WORK TO DO: Quote the entries below from the line with "Rebuild this screenshot" through the line with "string; count: string;", both ends included, and only those lines.

GIVEN INFORMATION:
_ _ _ _ _ _ _

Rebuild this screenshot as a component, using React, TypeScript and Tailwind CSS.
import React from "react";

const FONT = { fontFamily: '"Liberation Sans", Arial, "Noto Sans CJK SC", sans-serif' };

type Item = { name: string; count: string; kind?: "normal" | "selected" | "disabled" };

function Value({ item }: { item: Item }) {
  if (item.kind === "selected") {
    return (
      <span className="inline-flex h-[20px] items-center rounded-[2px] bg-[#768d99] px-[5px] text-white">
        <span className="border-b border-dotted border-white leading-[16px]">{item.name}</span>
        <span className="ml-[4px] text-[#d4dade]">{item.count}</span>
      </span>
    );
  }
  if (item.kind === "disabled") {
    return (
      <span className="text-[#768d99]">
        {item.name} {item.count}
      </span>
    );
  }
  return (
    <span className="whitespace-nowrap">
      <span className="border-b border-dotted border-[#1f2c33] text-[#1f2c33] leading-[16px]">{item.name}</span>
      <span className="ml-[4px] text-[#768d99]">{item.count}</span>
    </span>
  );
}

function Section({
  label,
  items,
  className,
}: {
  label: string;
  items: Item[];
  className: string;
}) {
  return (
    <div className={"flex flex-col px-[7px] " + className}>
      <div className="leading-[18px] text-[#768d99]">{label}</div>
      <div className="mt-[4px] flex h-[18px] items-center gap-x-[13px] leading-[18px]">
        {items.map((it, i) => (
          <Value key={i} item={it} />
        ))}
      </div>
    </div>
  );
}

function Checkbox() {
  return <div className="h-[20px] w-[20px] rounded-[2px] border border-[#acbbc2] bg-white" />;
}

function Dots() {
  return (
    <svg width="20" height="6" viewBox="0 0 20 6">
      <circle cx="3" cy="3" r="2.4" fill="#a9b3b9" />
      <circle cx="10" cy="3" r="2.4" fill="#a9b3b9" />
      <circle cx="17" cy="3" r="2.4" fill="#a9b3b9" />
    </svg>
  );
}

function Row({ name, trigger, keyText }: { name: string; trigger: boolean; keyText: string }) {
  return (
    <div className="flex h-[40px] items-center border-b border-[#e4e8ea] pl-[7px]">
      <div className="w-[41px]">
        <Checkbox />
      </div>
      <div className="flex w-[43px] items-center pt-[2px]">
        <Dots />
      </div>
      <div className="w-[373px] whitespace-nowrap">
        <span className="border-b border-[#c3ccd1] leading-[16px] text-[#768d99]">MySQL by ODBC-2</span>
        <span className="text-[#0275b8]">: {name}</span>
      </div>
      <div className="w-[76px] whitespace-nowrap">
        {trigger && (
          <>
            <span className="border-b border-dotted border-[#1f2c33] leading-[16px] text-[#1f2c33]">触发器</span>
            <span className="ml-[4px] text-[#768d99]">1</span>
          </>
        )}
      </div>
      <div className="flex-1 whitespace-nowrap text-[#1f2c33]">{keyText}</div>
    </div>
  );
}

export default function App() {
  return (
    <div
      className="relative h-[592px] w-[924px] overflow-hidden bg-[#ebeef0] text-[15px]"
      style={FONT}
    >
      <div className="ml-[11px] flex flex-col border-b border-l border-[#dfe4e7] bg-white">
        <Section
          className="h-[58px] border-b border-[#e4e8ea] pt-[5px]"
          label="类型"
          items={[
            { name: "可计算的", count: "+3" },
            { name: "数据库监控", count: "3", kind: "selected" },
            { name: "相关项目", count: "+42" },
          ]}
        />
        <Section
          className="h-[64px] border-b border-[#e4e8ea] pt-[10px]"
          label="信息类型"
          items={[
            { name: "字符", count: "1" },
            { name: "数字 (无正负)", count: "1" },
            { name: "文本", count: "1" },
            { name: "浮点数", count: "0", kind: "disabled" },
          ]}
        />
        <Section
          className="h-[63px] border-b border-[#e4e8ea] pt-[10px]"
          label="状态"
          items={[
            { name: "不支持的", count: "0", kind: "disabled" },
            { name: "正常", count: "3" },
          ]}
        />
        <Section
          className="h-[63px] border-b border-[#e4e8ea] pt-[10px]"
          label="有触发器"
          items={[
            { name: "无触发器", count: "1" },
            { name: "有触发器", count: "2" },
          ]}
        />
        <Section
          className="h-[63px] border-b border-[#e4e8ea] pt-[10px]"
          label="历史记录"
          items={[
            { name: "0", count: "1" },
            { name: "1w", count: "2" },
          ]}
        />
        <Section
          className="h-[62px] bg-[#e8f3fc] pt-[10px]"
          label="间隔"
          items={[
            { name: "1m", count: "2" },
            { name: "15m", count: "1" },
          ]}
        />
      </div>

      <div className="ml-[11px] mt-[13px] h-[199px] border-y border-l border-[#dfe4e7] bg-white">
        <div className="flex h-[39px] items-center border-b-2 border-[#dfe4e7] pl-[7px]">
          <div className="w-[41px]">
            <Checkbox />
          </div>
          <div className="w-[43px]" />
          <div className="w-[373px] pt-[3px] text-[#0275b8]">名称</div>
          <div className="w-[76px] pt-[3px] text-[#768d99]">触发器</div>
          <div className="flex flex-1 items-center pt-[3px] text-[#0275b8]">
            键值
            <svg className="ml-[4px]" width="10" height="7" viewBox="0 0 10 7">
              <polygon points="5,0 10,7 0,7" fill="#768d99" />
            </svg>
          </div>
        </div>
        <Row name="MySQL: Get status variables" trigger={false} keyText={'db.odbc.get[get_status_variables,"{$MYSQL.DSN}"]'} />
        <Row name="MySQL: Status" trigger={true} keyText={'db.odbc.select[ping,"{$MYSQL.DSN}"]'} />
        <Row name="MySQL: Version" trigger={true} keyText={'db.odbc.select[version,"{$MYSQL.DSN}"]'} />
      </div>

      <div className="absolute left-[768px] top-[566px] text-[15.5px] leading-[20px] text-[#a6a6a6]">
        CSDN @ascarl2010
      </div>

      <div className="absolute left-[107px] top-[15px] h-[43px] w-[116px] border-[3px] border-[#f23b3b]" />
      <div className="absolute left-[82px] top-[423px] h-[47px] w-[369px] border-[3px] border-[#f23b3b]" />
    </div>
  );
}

_ _ _ _ _ _ _

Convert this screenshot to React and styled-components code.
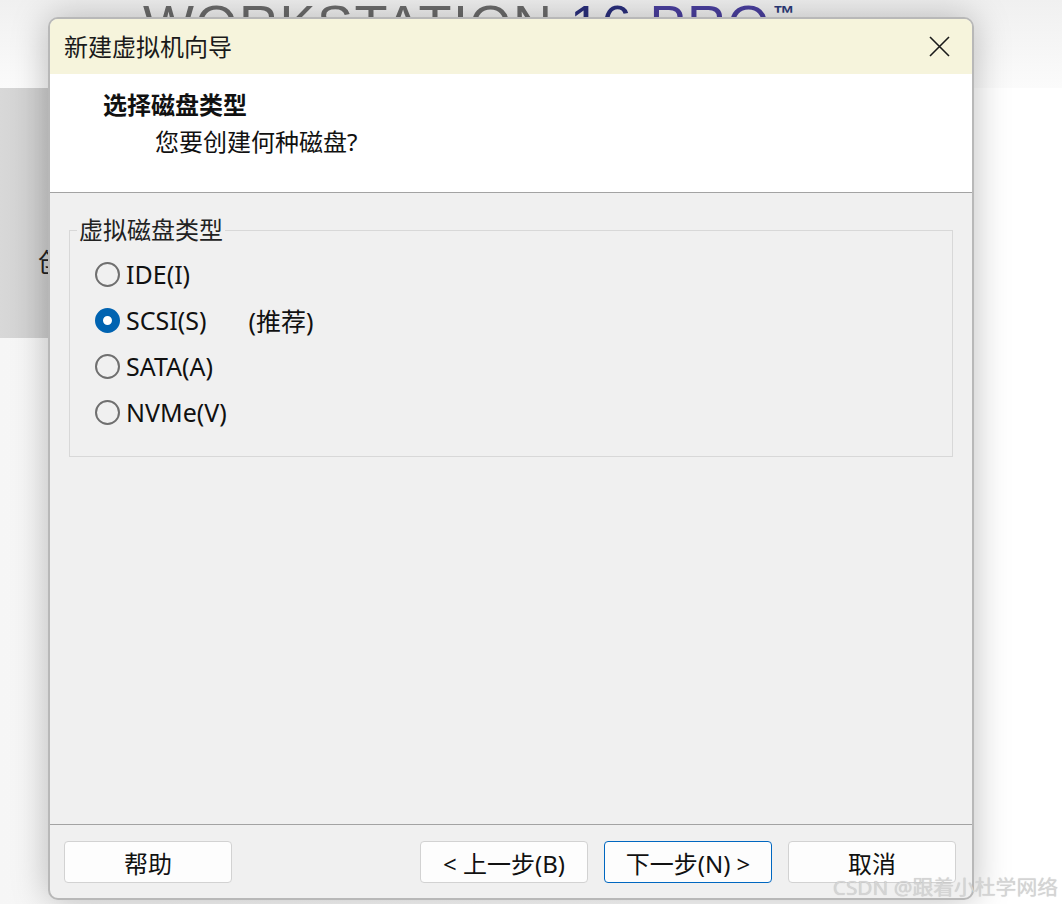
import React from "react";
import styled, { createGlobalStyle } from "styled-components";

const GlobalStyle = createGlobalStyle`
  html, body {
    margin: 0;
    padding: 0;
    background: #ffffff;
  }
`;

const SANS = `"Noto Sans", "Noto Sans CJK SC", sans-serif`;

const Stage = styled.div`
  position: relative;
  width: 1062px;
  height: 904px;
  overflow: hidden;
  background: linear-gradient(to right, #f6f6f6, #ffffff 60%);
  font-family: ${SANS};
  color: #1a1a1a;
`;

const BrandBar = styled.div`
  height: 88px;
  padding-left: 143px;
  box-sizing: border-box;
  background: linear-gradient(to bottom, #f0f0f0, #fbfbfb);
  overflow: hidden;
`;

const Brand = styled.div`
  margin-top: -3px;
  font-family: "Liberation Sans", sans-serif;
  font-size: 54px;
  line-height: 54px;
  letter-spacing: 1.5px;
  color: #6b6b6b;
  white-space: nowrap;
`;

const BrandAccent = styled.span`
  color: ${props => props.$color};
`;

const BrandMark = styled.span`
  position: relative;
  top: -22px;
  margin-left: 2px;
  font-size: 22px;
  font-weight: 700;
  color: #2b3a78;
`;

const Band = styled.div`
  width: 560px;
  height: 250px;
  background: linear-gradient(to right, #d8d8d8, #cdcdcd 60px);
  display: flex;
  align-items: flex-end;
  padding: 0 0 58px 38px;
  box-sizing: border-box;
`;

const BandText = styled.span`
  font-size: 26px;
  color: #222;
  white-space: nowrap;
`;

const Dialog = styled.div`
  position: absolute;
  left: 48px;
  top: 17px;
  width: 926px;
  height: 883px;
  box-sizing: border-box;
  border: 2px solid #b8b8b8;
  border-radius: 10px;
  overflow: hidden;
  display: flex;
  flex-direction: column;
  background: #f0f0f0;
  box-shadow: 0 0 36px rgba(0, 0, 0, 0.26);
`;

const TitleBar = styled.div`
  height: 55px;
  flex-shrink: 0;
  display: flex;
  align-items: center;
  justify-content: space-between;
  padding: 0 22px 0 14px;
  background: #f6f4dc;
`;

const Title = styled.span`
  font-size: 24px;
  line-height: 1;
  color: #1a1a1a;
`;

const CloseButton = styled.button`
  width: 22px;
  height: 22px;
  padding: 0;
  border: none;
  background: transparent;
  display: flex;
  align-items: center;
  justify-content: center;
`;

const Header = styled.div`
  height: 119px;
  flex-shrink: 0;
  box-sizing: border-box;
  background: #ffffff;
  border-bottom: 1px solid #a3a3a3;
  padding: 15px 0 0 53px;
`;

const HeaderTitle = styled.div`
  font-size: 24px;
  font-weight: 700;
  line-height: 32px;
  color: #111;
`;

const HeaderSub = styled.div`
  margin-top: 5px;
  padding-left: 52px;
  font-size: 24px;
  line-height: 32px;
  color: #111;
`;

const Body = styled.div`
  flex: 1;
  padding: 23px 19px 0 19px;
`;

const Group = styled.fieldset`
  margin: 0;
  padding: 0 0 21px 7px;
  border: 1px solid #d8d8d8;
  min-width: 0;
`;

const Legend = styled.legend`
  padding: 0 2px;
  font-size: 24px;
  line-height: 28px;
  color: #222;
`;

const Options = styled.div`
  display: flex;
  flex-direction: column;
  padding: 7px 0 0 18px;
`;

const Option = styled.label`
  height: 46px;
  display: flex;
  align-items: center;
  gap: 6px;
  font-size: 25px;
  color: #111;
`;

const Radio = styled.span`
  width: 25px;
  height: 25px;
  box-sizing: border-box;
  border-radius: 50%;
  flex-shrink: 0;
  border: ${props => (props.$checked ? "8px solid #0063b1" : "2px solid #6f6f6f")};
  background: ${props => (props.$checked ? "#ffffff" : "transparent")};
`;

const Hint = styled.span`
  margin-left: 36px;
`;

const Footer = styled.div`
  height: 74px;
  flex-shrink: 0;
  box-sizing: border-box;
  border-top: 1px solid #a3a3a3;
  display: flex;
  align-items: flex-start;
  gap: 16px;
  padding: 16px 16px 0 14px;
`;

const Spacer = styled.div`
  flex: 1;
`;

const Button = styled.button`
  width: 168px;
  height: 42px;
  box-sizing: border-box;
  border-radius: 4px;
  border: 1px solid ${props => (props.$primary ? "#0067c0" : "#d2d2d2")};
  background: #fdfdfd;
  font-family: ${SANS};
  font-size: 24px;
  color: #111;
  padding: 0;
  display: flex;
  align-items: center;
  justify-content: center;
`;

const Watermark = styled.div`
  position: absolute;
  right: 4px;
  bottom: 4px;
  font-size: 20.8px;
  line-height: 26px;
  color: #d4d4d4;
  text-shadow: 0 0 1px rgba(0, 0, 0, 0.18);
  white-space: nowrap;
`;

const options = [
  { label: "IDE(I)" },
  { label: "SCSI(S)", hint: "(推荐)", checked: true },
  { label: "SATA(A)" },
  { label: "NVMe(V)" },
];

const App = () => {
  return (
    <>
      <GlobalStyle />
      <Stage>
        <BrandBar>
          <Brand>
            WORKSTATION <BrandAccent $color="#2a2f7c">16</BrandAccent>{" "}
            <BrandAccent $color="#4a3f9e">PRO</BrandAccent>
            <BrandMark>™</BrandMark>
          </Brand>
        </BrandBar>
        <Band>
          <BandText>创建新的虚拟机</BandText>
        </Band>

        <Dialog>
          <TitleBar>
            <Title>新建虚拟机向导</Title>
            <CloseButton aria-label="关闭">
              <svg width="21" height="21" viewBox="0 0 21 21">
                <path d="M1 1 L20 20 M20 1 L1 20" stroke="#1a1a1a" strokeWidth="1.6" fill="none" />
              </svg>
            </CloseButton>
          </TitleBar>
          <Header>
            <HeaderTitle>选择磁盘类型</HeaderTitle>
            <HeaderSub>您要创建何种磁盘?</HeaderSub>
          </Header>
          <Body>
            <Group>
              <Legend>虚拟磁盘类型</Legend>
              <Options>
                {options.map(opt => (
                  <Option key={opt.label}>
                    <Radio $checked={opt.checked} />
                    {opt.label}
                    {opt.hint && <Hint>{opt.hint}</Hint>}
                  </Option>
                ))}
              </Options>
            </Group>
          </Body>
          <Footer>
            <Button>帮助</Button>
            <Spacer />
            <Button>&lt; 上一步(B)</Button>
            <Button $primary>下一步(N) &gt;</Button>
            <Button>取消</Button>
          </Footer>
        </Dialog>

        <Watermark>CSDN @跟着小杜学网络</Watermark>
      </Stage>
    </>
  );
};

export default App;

_ _ _ _ _ _ _

ANSWER TO THIS TASK:
Rebuild this screenshot as a component, using React, TypeScript and Tailwind CSS.
import React from "react";

const FONT = { fontFamily: '"Liberation Sans", Arial, "Noto Sans CJK SC", sans-serif' };

type Item = { name: string; count: string; kind?: "normal" | "selected" | "disabled" };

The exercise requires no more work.